### Recorded information ###

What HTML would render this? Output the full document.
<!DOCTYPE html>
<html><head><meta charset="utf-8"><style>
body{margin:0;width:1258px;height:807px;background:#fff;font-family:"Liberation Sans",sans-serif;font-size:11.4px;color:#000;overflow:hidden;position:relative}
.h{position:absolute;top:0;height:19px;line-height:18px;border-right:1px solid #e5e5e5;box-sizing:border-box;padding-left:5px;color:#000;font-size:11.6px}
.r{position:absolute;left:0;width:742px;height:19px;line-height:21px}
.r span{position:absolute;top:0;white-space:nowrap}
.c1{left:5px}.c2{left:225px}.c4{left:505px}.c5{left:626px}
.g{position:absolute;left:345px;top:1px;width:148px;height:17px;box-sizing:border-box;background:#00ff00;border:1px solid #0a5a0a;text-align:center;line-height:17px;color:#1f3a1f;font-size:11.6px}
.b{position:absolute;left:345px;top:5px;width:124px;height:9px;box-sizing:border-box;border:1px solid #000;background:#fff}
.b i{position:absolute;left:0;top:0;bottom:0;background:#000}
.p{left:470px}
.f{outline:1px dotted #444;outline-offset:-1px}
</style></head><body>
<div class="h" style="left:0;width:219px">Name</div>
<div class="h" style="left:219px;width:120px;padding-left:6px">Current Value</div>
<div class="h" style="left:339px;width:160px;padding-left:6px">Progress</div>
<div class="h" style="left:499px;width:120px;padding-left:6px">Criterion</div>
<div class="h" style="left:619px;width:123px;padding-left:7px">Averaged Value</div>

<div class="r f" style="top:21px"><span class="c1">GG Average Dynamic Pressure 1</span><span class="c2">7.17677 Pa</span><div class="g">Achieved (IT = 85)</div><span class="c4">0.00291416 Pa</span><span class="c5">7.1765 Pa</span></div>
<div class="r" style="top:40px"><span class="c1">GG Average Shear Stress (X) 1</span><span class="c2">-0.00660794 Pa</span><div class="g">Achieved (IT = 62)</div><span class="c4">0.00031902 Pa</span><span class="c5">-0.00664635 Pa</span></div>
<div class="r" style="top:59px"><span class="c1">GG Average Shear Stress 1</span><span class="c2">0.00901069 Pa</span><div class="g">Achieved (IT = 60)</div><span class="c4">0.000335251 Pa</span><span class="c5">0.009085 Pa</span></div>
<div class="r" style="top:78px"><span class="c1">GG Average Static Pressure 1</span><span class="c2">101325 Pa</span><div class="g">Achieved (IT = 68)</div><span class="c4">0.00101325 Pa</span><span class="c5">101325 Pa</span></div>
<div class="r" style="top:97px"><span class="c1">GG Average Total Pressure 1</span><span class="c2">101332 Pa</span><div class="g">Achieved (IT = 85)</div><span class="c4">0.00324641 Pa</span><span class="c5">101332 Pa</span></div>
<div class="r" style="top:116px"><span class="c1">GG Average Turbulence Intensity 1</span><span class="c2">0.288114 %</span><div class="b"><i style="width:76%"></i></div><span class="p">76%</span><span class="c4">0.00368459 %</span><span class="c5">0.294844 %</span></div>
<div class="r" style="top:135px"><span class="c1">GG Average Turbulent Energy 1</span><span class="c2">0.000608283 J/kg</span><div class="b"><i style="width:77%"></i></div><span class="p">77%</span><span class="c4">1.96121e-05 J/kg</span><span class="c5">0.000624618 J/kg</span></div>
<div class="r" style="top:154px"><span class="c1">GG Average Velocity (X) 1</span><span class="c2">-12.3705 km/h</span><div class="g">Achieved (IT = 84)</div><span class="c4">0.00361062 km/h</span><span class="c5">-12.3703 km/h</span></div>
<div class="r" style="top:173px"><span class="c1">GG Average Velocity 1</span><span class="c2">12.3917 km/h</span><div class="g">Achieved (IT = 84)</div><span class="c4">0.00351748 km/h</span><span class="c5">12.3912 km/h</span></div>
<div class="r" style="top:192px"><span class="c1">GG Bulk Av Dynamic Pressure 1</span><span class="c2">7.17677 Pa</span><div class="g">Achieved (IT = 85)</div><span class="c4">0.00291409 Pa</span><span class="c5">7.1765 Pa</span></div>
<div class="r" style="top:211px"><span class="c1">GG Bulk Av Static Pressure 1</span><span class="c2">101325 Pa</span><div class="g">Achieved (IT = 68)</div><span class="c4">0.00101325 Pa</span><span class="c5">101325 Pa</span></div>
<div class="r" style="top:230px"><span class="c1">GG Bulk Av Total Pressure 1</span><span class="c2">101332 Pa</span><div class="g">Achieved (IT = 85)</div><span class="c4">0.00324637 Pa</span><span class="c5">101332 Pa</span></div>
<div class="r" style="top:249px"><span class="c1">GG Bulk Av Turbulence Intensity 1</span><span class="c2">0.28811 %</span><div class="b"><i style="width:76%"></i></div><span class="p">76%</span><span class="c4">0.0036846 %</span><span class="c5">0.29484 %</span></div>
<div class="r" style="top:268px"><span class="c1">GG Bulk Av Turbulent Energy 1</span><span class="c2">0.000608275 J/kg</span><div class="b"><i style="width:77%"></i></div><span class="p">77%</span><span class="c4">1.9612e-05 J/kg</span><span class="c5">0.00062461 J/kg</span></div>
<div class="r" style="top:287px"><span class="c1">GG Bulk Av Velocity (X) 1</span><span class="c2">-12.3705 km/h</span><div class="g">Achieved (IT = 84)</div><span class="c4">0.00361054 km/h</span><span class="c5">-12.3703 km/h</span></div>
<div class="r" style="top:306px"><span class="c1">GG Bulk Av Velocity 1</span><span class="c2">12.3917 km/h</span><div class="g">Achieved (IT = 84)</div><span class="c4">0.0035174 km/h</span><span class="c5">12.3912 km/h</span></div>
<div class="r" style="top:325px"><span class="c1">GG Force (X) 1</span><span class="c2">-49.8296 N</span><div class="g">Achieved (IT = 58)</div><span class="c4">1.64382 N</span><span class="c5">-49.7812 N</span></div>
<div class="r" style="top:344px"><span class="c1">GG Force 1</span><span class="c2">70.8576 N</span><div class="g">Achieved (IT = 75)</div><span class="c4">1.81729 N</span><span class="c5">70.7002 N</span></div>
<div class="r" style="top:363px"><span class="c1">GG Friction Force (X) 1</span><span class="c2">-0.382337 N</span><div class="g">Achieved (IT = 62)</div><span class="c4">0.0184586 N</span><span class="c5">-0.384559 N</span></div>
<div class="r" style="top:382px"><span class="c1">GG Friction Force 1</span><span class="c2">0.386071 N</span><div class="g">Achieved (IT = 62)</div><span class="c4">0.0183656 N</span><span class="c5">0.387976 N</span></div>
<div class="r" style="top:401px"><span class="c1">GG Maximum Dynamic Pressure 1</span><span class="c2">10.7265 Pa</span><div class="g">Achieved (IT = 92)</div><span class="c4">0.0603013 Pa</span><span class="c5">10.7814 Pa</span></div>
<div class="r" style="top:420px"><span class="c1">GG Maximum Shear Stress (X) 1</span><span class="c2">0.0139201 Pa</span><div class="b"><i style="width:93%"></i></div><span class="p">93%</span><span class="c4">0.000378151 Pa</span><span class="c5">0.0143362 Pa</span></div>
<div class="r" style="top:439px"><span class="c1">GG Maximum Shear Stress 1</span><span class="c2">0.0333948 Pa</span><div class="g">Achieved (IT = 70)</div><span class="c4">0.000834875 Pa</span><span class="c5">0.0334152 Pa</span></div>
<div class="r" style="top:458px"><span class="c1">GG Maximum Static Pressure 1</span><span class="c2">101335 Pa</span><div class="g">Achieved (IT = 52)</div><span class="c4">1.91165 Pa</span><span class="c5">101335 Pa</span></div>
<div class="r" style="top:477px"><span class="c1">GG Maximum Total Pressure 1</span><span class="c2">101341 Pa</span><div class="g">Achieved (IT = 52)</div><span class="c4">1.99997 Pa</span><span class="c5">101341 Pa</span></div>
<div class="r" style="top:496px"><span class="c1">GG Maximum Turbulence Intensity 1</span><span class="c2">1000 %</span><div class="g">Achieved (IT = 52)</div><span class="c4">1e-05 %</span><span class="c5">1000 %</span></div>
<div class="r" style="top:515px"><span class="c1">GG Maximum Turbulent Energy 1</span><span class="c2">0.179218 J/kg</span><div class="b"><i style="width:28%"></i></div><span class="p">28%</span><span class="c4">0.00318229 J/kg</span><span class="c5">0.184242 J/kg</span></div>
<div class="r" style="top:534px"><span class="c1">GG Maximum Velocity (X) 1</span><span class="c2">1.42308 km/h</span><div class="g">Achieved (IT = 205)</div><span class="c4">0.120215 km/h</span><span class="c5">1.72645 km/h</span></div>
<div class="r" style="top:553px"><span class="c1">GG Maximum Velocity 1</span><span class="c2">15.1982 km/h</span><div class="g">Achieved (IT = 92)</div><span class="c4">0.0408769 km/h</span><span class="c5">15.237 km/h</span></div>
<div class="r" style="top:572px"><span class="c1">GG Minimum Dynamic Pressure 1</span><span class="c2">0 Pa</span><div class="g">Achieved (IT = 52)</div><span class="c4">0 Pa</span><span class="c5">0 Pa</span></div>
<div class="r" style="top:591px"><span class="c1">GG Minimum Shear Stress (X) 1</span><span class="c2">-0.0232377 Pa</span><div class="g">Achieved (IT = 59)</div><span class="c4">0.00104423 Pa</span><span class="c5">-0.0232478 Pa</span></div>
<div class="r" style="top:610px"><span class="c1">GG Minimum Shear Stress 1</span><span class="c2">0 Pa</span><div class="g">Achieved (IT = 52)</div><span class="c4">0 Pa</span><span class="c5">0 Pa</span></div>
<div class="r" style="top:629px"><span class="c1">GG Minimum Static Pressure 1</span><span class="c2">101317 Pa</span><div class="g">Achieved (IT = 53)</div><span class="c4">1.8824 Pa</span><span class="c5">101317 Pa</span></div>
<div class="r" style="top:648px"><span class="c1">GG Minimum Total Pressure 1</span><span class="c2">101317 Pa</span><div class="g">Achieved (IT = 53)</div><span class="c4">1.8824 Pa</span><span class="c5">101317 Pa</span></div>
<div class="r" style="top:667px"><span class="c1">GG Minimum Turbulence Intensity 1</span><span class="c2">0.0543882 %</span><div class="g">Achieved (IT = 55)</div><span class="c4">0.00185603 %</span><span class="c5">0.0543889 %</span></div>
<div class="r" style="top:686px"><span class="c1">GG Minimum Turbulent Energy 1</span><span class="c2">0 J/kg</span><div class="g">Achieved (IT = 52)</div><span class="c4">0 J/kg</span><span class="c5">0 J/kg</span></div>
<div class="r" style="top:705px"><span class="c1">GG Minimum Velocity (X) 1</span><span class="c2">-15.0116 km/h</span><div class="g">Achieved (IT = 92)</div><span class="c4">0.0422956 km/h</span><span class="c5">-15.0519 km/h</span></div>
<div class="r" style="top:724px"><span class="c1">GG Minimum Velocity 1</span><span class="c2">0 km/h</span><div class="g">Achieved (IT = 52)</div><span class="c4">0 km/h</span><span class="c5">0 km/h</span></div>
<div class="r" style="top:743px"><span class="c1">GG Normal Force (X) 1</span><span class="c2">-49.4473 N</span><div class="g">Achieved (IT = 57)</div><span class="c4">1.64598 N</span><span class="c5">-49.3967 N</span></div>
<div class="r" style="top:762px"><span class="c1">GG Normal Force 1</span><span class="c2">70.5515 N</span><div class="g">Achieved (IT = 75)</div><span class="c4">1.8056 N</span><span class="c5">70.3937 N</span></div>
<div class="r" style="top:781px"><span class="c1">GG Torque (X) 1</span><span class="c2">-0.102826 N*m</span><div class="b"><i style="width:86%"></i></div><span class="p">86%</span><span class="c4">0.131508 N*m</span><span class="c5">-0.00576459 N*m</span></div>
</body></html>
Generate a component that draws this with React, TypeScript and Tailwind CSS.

###

What to work on: Every line that holds the string "this" should be returned.

Output:
What HTML would render this? Output the full document.
Generate a component that draws this with React, TypeScript and Tailwind CSS.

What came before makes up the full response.